Born and raised in a log cabin in the town of Oba, 20 kilometres north of Kabinakagami, Watson wanted post-war life to be spent tending a resort where he went camping as a child.

The 23-year-old Watson did just that upon his return, opening the Pine Portage Lodge in 1946 with money he had sent home to his mother from the front.

Over time, the resort's cottages have been modernized with wall-to-wall carpeting, four-piece baths, queen-sized beds and electric lighting. The lodge's conference centre, which sleeps 23 people in one building, has six bedrooms, four baths and an electric sauna, and even features a pool table and bar.

This mix of remote wilderness and new amenities, which McGie calls "roughing it in comfort," has proven popular to the lodge's countless repeat customers through its six decades of existence.

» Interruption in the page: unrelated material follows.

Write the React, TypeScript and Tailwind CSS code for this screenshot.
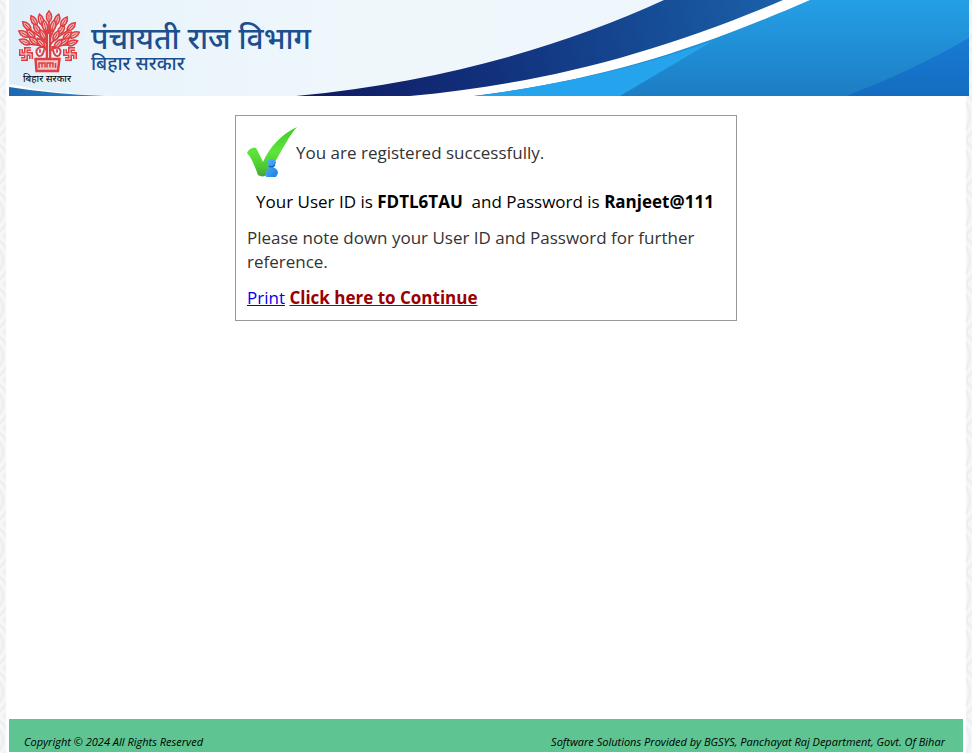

The lodge has regularly hosted a wide variety of business clients, including Northern Ontario companies such as Lajambe Forest and Lighton-Barker, both out of Sault Ste. Marie.

Doctor's groups from Michigan travel there year after year, and even major corporate clients from the United States have made the sleepy camp a regular summer destination, including global agricultural giant Monsanto.

"We do lots of marketing in different media, but word of mouth is still the strongest, and you never know what circles people travel in," says McGie, a past president of the Northern Ontario Tourism Outfitters Association.

"We get people from every state in union, from California to Texas and Ohio, and that's especially because of the corporate field. They bring in their people from different areas of the country, and we develop a market in different jurisdictions through that."

Despite this breadth of clientèle, McGie says that comparatively little of her business comes from southern Ontario, as most people fail to see the area as a vacation destination.

"If you get past the Muskokas, some people think they've gone to the moon, and I've actually had people write that to me," McGie says with a chuckle. "But in in the U.S., people know exactly where we are. They're much more educated on Ontario than Toronto is."

To be able to fly many of these guests into the area themselves rather than rely on outside companies, Watson added a flight component to the business in 1986. Being shot down three times during the war failed to dampen his love of flight, and Watson remained a commercial pilot with Watson's Skyways Ltd. until age 72. Now 86, his influence is still felt as the company's Turbine Otter and Cessna Caravan are still used today, and contribute to a great deal of non-tourism business of their own. Charters are regularly requested through the Ministry of Natural Resources and Ministry of Tourism, while mining companies often request their services to pursue exploration work. The Cessna has also flown Medevac out of Sault Ste. Marie over the last three years.